Abstract

The impact of the lipid fraction of natural geosorbents on the sorption of a polycyclic aromatic hydrocarbon was assessed using several experiments. In the first set of experiments phenanthrene was sorbed on a coastal sediment as well as on its humin and humic acid fractions before and after lipid extraction. Before lipid extraction, sorption shows dominantly partitioning characteristics. However, the extraction of lipids from sediment and humin drastically increases, by up to one order of magnitude, their sorption affinity for phenanthrene at low sorbate concentrations, resulting in increased isotherm nonlinearity. This effect is less pronounced for humic acids. One mechanism proposed for the increasing sorption is that lipids, despite their very low relative abundance in the sediments, can compete with phenanthrene for specific high affinity sorption sites (e.g., matrix pores and adsorption sites). This competition is not surprising considering the similar hydrophobic nature of lipids and phenanthrene. Lipids, or any non-polar molecules, could also act like plasticizers by swelling rigid domains and disrupting high affinity sites. In both cases, the removal of lipids (and extraction solvents) makes those sites available for phenanthrene. These provide alternative explanations to the previously proposed “solvent conditioning effect” believed to occur when geosorbents are treated with non-polar solvents modifying the matrix structure, an effect yet to be proven at molecular scale. To further investigate the impact of lipids on sorption, other independent experiments were performed.

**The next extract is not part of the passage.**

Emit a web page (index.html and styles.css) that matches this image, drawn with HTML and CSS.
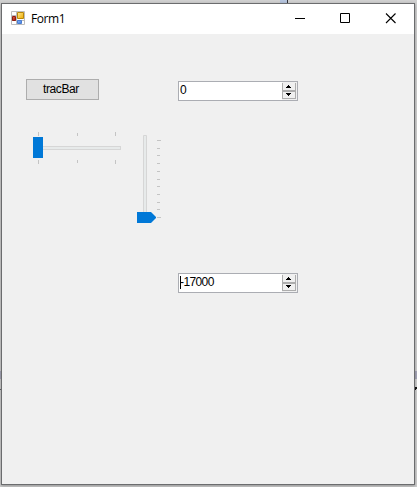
FILE: index.html
```html
<!DOCTYPE html>
<html lang="en">
<head>
<meta charset="utf-8">
<title>Form1</title>
<link rel="stylesheet" href="styles.css">
</head>
<body>
<svg class="desktop" width="417" height="487" shape-rendering="crispEdges" aria-hidden="true">
  <path fill="#b4c3dc" d="M280 0h7v3h-7z"/>
  <path fill="#33343c" d="M287 0h1v3h-1z"/>
  <path fill="#a7a7b9" d="M0 371h1v8H0zM415 371h2v8h-2z"/>
  <path fill="#66666a" d="M0 389h1v1H0z"/>
  <path fill="#151515" d="M415 387h2v2h-2zM415 389h1v1h-1z"/>
</svg>
<main class="window">
  <header class="titlebar">
    <svg class="app-icon" width="14" height="14" viewBox="0 0 14 14" aria-hidden="true">
      <defs>
        <linearGradient id="gold" x2="1" y2="1"><stop stop-color="#ffe991"/><stop offset="1" stop-color="#eeac00"/></linearGradient>
        <linearGradient id="red" x2="1" y2="1"><stop stop-color="#e46a4e"/><stop offset="1" stop-color="#a01205"/></linearGradient>
        <linearGradient id="blue" x2="1" y2="1"><stop stop-color="#8fbcff"/><stop offset="1" stop-color="#3b78dc"/></linearGradient>
      </defs>
      <path fill="#fff" stroke="#bdbdbd" d="M.5.5h13v13H.5zM5.500.5v13M.5 4.500h5M.5 9.500h13"/>
      <path fill="url(#gold)" stroke="#b98708" d="M6.500 1.500h6v6h-6z"/>
      <path fill="url(#red)" stroke="#8f1c12" d="M1.500 5.500h3v4h-3z"/>
      <path fill="url(#blue)" stroke="#4a7cd0" d="M6.500 9.500h4v3h-4z"/>
    </svg>
    <h1 class="title">Form1</h1>
    <svg class="controls" width="103" height="11" viewBox="0 0 103 11" fill="none" stroke="#000" aria-hidden="true">
      <path d="M0 5.500h10M45.500.5h9v9h-9z"/>
      <path d="M91 .5l9.500 9.500M100.500.5L91 10" stroke-width="1.100"/>
    </svg>
  </header>
  <section class="client">
    <div class="left">
      <button class="button">tracBar</button>
      <div class="tracks">
        <svg width="88" height="32" viewBox="0 0 88 32" shape-rendering="crispEdges">
          <path fill="#c4c4c4" d="M5 0h1v4H5zM44 1h1v3h-1zM82 0h1v4h-1zM5 28h1v4H5zM44 28h1v3h-1zM82 28h1v4h-1z"/>
          <path fill="#e7eaea" stroke="#d6d6d6" d="M4.500 14.500h83v3h-83z"/>
          <path fill="#0078d7" d="M0 5h10v21H0z"/>
        </svg>
        <svg class="vertical" width="24" height="88" viewBox="0 0 24 88">
          <path fill="#e7eaea" stroke="#d6d6d6" d="M6.500.5h3v83h-3z"/>
          <path fill="#c4c4c4" d="M20 5h4v1h-4zM20 13h3v1h-3zM20 20h3v1h-3zM20 28h3v1h-3zM20 36h3v1h-3zM20 44h3v1h-3zM20 51h3v1h-3zM20 59h3v1h-3zM20 67h3v1h-3zM20 74h3v1h-3zM20 82h4v1h-4z"/>
          <path fill="#0078d7" d="M0 77h14l5 5v1l-5 5H0z"/>
        </svg>
      </div>
    </div>
    <div class="right">
      <div class="numeric">
        <span class="value">0</span>
        <svg class="spin" width="15" height="18" viewBox="0 0 15 18" shape-rendering="crispEdges">
          <path fill="#f0f0f0" stroke="#adadad" d="M.5.5h13v8H.5zM.5 9.500h13v7H.5z"/>
          <path fill="#f0f0f0" d="M0 0h15v1H0z"/>
          <path d="M6 3h1v1h1v1h1v1H4V5h1V4h1zM4 11h5v1H8v1H7v1H6v-1H5v-1H4z"/>
        </svg>
      </div>
      <div class="numeric">
        <span class="value focused">-17000</span>
        <svg class="spin" width="15" height="18" viewBox="0 0 15 18" shape-rendering="crispEdges">
          <path fill="#f0f0f0" stroke="#adadad" d="M.5.5h13v8H.5zM.5 9.500h13v7H.5z"/>
          <path fill="#f0f0f0" d="M0 0h15v1H0z"/>
          <path d="M6 3h1v1h1v1h1v1H4V5h1V4h1zM4 11h5v1H8v1H7v1H6v-1H5v-1H4z"/>
        </svg>
      </div>
    </div>
  </section>
</main>
</body>
</html>
```
FILE: styles.css
```css
* { box-sizing: border-box; }

body {
  margin: 0;
  width: 417px;
  height: 487px;
  padding: 3px 2px 2px 1px;
  overflow: hidden;
  background: #d0d0d0;
  font-family: "Liberation Sans", Arial, sans-serif;
  font-size: 12px;
  color: #000;
}

svg { display: block; flex: none; }

.desktop { position: absolute; top: 0; left: 0; }

.window {
  position: relative;
  width: 414px;
  height: 482px;
  border: 1px solid #6b6c6e;
  background: #f0f0f0;
  box-shadow: 0 1px 3px rgba(0, 0, 0, .3);
}

.titlebar {
  display: flex;
  height: 30px;
  padding: 7px 16px 0 9px;
  background: #fff;
}

.title {
  margin: 0 0 0 6px;
  font: 12px/16px "Open Sans", sans-serif;
  letter-spacing: -.4px;
}

.controls { margin: 2px 0 0 auto; }

.client { display: flex; padding: 45px 0 0 24px; }

.left { width: 152px; }

.button {
  display: block;
  width: 73px;
  height: 21px;
  padding: 0 3px 0 0;
  border: 1px solid #adadad;
  background: #e1e1e1;
  color: #000;
  font: 12px/19px "Liberation Sans", Arial, sans-serif;
  letter-spacing: -.4px;
}

.tracks { display: flex; padding: 32px 0 0 7px; gap: 16px; }

.vertical { margin-top: 3px; }

.right {
  display: flex;
  flex-direction: column;
  gap: 172px;
  padding-top: 2px;
}

.numeric {
  display: flex;
  justify-content: space-between;
  width: 120px;
  height: 20px;
  border: 1px solid #abadb3;
  background: #fff;
}

.value {
  padding-left: 1px;
  line-height: 17px;
  letter-spacing: -.6px;
}

.focused { position: relative; }

.focused::before {
  content: "";
  position: absolute;
  top: 2px;
  left: 1px;
  width: 1px;
  height: 13px;
  background: #000;
}

.spin { background: #f0f0f0; }
```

In a second experiment, re-addition of lipids to the extracted sediment restored the sorption isotherm linearity observed in the native material supporting the absence of irreversible extraction artifacts. However, high addition of lipids (i.e., after saturation of high affinity sites) seems to also enlarge the low affinity partitioning domain. These results are consistent with dual-mode, hole-filling, sorption models involving diffusion. In the final set of experiments, solid-state 19F-NMR using F-labeled lipids sorbed onto the sediments confirmed that lipids may be in different domains (mobile or rigid) that interact or not with phenanthrene. The possible effects of lipid removal on sorption have been overlooked and should be considered when geosorbents are pretreated.